Work to complete:
From the first line of the data down to and including the line with "346, 356, 369]", copy everything exactly, leaving out pictures.

Data extract:

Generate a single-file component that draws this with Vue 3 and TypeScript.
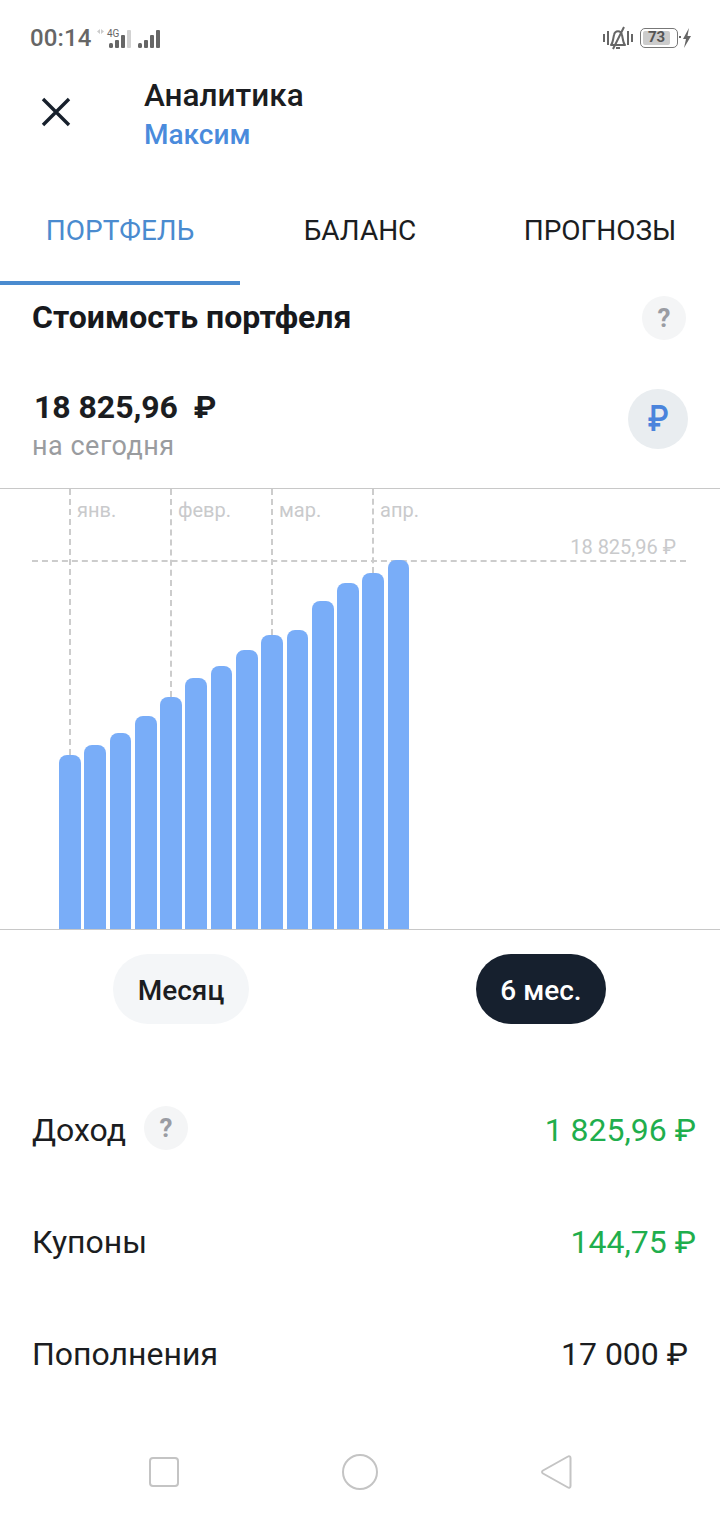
<script setup lang="ts">
const tabs = [
  { label: 'ПОРТФЕЛЬ', active: true },
  { label: 'БАЛАНС', active: false },
  { label: 'ПРОГНОЗЫ', active: false },
]

// bar heights in px, measured up from the chart baseline
const bars = [174, 184, 196, 213, 232, 251, 263, 279, 294, 299, 328, 346, 356, 369]

const months = [
  { label: 'янв.', x: 69, bottom: 755 },
  { label: 'февр.', x: 170, bottom: 697 },
  { label: 'мар.', x: 271, bottom: 635 },
  { label: 'апр.', x: 372, bottom: 573 },
]
const chartTop = 489
</script>

<template>
  <div class="screen">
    <div class="status">
      <div class="status-left">
        <span class="clock">00:14</span>
        <svg class="net" width="66" height="24" viewBox="0 0 66 24">
          <path d="M5 3 2 5.500 5 8zM6 3l3 2.500L6 8z" fill="#ccc" />
          <text x="12" y="11" class="net-label">4G</text>
          <g fill="#666">
            <rect x="14" y="17" width="4" height="5" rx="1.500" />
            <rect x="20" y="14" width="4" height="8" rx="1" />
            <rect x="26" y="9" width="4" height="13" rx="1" />
            <rect x="32" y="4" width="4" height="18" rx="1" fill="#d2d2d2" />
            <rect x="43" y="17" width="4" height="5" rx="1.500" />
            <rect x="49" y="14" width="4" height="8" rx="1" />
            <rect x="55" y="9" width="4" height="13" rx="1" />
            <rect x="61" y="4" width="4" height="18" rx="1" />
          </g>
        </svg>
      </div>
      <div class="status-right">
        <svg class="bell" width="30" height="24" viewBox="0 0 30 24" fill="none" stroke="#666" stroke-width="2">
          <path d="M1 8v8M5 5v14M25 5v14M29 8v8" />
          <path d="M8 19c2-2 2-6 3-10 1-5 7-5 8 0 1 4 1 8 3 10zM13 22h4M10 23 21 1" stroke-linejoin="round" />
        </svg>
        <div class="battery"><span class="battery-level">73</span></div>
        <svg width="14" height="20" viewBox="0 0 14 20" fill="#666">
          <path d="M1 8h2v2H1zM11 0 5 11h3l-2 9 7-12H9.500z" />
        </svg>
      </div>
    </div>

    <header class="head">
      <svg class="close" width="32" height="32" viewBox="0 0 32 32" fill="none" stroke="#17202c" stroke-width="3.4">
        <path d="M3 3 29 29M29 3 3 29" />
      </svg>
      <div class="head-text">
        <div class="head-title">Аналитика</div>
        <div class="head-sub">Максим</div>
      </div>
    </header>

    <nav class="tabs">
      <div v-for="t in tabs" :key="t.label" class="tab" :class="{ active: t.active }">{{ t.label }}</div>
    </nav>

    <section class="summary">
      <div class="summary-top">
        <h2 class="summary-title">Стоимость портфеля</h2>
        <span class="hint">?</span>
      </div>
      <div class="summary-value">
        <div>
          <div class="amount">18 825,96 &nbsp;₽</div>
          <div class="today">на сегодня</div>
        </div>
        <span class="currency"><span class="currency-sign">₽</span></span>
      </div>
    </section>

    <div class="chart">
      <template v-for="m in months" :key="m.label">
        <div class="month-line" :style="{ left: m.x + 'px', height: m.bottom - chartTop + 'px' }"></div>
        <div class="month-label" :style="{ left: m.x + 7 + 'px' }">{{ m.label }}</div>
      </template>
      <div class="max-label">18 825,96 ₽</div>
      <div class="max-line"></div>
      <div class="bars">
        <div v-for="(h, i) in bars" :key="i" class="bar" :style="{ height: h + 'px' }"></div>
      </div>
    </div>

    <div class="periods">
      <button class="period">Месяц</button>
      <button class="period selected">6 мес.</button>
    </div>

    <div class="rows">
      <div class="row">
        <div class="row-name">Доход <span class="hint small">?</span></div>
        <div class="row-value green">1 825,96 ₽</div>
      </div>
      <div class="row">
        <div class="row-name">Купоны</div>
        <div class="row-value green">144,75 ₽</div>
      </div>
      <div class="row narrow">
        <div class="row-name">Пополнения</div>
        <div class="row-value">17 000 ₽</div>
      </div>
    </div>

    <div class="navbar">
      <svg width="32" height="32" viewBox="0 0 32 32" fill="none" stroke="#c4c4c4" stroke-width="2">
        <rect x="2" y="2" width="28" height="28" rx="3" />
      </svg>
      <svg width="38" height="38" viewBox="0 0 38 38" fill="none" stroke="#c4c4c4" stroke-width="2">
        <circle cx="19" cy="19" r="17" />
      </svg>
      <svg width="32" height="36" viewBox="0 0 32 36" fill="none" stroke="#c4c4c4" stroke-width="2" stroke-linejoin="round">
        <path d="M28 2.500c1-.700 2.500 0 2.500 1.500v28c0 1.500-1.500 2.200-2.500 1.500L3 19.500c-1.300-.800-1.300-2.200 0-3z" />
      </svg>
    </div>
  </div>
</template>

<style scoped>
.screen {
  position: relative;
  width: 720px;
  height: 1520px;
  background: #fff;
  overflow: hidden;
  font-family: Roboto, "Noto Sans", sans-serif;
  color: #1b1d21;
}

.status {
  height: 76px;
  padding: 0 30px;
  display: flex;
  justify-content: space-between;
  align-items: center;
}
.status-left,
.status-right {
  display: flex;
  align-items: center;
}
.status-right {
  margin-right: -2px;
}
.clock {
  font-size: 24px;
  font-weight: 500;
  color: #666;
  letter-spacing: 0.1px;
}
.net {
  margin-left: 4px;
}
.net-label {
  font-size: 10px;
  fill: #666;
  font-family: Roboto, sans-serif;
}
.bell {
  margin-right: 7px;
}
.battery {
  width: 38px;
  height: 20px;
  border: 1.500px solid #777;
  border-radius: 5px;
  padding: 2px;
  box-sizing: border-box;
  display: flex;
}
.battery-level {
  width: 27px;
  background: #ccc;
  border-radius: 2px;
  font-size: 15px;
  font-weight: 700;
  line-height: 13px;
  color: #555;
  text-align: center;
}

.head {
  height: 108px;
  display: flex;
  padding-left: 40px;
}
.close {
  margin-top: 20px;
}
.head-text {
  margin-left: 72px;
  padding-top: 1px;
}
.head-title {
  font-size: 31.500px;
  font-weight: 500;
  line-height: 38px;
  color: #1b1d21;
}
.head-sub {
  font-size: 28px;
  font-weight: 500;
  line-height: 40px;
  color: #4a8bdc;
}

.tabs {
  display: flex;
  height: 101px;
}
.tab {
  width: 240px;
  padding-top: 30px;
  box-sizing: border-box;
  font-size: 28px;
  line-height: 34px;
  text-align: center;
  color: #1b1d21;
}
.tab.active {
  color: #4a8bcf;
  border-bottom: 4px solid #4a8bcf;
}

.summary {
  padding: 0 32px;
  height: 203px;
}
.summary-top {
  display: flex;
  justify-content: space-between;
  align-items: center;
  height: 66px;
}
.summary-title {
  margin: 0 0 2px;
  font-size: 32px;
  font-weight: 700;
  line-height: 38px;
  color: #17191d;
}
.hint {
  width: 44px;
  height: 44px;
  margin-right: 2px;
  border-radius: 50%;
  background: #f4f5f6;
  color: #9a9ca3;
  font-size: 26px;
  font-weight: 700;
  display: inline-flex;
  align-items: center;
  justify-content: center;
}
.summary-value {
  display: flex;
  justify-content: space-between;
  align-items: center;
  margin-top: 36px;
}
.amount {
  font-size: 32px;
  font-weight: 700;
  line-height: 40px;
  margin-left: 2px;
  letter-spacing: -0.05px;
}
.today {
  margin-top: 2px;
  font-size: 27px;
  line-height: 34px;
  color: #9a9c9f;
  letter-spacing: 0.5px;
}
.currency {
  width: 60px;
  height: 60px;
  margin-bottom: 12px;
  border-radius: 50%;
  background: #e9edf0;
  color: #4a84dc;
  font-size: 36px;
  font-weight: 500;
  display: flex;
  align-items: center;
  justify-content: center;
}
.currency-sign {
  display: block;
  transform: scaleX(0.85);
}

.chart {
  position: relative;
  height: 442px;
  border-top: 1px solid #c8c8c8;
  border-bottom: 1px solid #c8c8c8;
  box-sizing: border-box;
}
.month-line {
  position: absolute;
  top: 0;
  border-left: 2px dashed #ccc;
}
.month-label {
  position: absolute;
  top: 8px;
  margin-left: 1px;
  font-size: 20px;
  line-height: 26px;
  color: #c9cacc;
}
.max-label {
  position: absolute;
  top: 45px;
  right: 44px;
  font-size: 20px;
  line-height: 26px;
  color: #c9cacc;
}
.max-line {
  position: absolute;
  top: 71px;
  left: 32px;
  right: 34px;
  border-top: 2px dashed #ccc;
}
.bars {
  position: absolute;
  left: 59px;
  bottom: 0;
  display: flex;
  align-items: flex-end;
  gap: 3.600px;
}
.bar {
  width: 21.700px;
  background: #79adf8;
  border-radius: 8px 8px 0 0;
}

.periods {
  display: flex;
  padding-top: 24px;
  height: 105px;
  box-sizing: border-box;
}
.period {
  height: 70px;
  padding-top: 3px;
  margin-left: 113px;
  width: 136px;
  border: none;
  border-radius: 35px;
  background: #f4f6f8;
  color: #1b1d21;
  font-family: inherit;
  font-size: 28px;
  font-weight: 500;
}
.period.selected {
  width: 130px;
  margin-left: 227px;
  background: #16202e;
  color: #fff;
}

.rows {
  padding-top: 39px;
}
.row {
  height: 112px;
  padding: 0 24px 0 32px;
  display: flex;
  justify-content: space-between;
  align-items: center;
  box-sizing: border-box;
  font-size: 32px;
}
.row.narrow {
  padding-right: 32px;
}
.row-name {
  display: flex;
  align-items: center;
  gap: 18px;
}
.row-value.green {
  color: #1fae4d;
}
.hint.small {
  margin: 0 0 4px;
}

.navbar {
  position: absolute;
  top: 1453px;
  left: 148px;
  width: 424px;
  height: 38px;
  display: flex;
  justify-content: space-between;
  align-items: center;
}
</style>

Expected answer:
Generate a single-file component that draws this with Vue 3 and TypeScript.
<script setup lang="ts">
const tabs = [
  { label: 'ПОРТФЕЛЬ', active: true },
  { label: 'БАЛАНС', active: false },
  { label: 'ПРОГНОЗЫ', active: false },
]

// bar heights in px, measured up from the chart baseline
const bars = [174, 184, 196, 213, 232, 251, 263, 279, 294, 299, 328, 346, 356, 369]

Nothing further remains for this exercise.